In September the second article appeared in Fraser. “Only a genius like Mr. Ruskin could have produced such hopeless rubbish,” says a newspaper of the period.  Far worse than any newspaper criticism was the condemnation of Denmark Hill.  His father, whose eyes had glistened over early poems and prose eloquence, strongly disapproved of this heretical economy.  It was a bitter thing that his son should become prodigal of a hardly earned reputation, and be pointed at for a fool.  And it was intensely painful for a son “who had never given his father a pang that could be avoided,” as old Mr. Ruskin had once written, to find his father, with one foot in the grave, turning against him.  In December the third paper appeared.  History repeated itself, and with the fourth paper the heretic was gagged.  A year after, his father died; and these Fraser articles were laid aside until the end of 1871, when they were taken up again, and published on New Year’s Day 1872, as “Munera Pulveris.”

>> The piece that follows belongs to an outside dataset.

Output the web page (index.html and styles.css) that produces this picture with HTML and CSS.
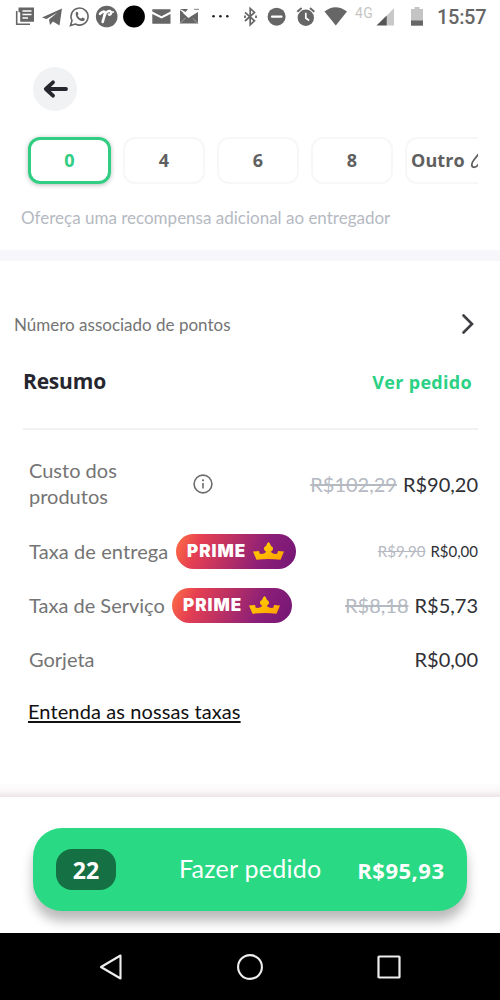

From the outset, however, he was not without supporters.  Carlyle wrote on June 30, 1862: 

“I have read, a month ago, your First in Fraser, and ever since have had a wish to say to it and you, Euge macte nova virtute. I approved in every particular; calm, definite, clear; rising into the sphere of Plato (our almost best), wh’h in exchange for the sphere of Macculloch, Mill and Co. is a mighty improvement!  Since that, I have seen the little green book, too; reprint of your Cornhill operations,—­about 2/3 of wh’h was read to me (known only from what the contradict’n of sinners had told me of it);—­in every part of wh’h I find a high and noble sort of truth, not one doctrine that I can intrinsically dissent from, or count other than salutary in the extreme, and pressingly needed in Engl’d above all.”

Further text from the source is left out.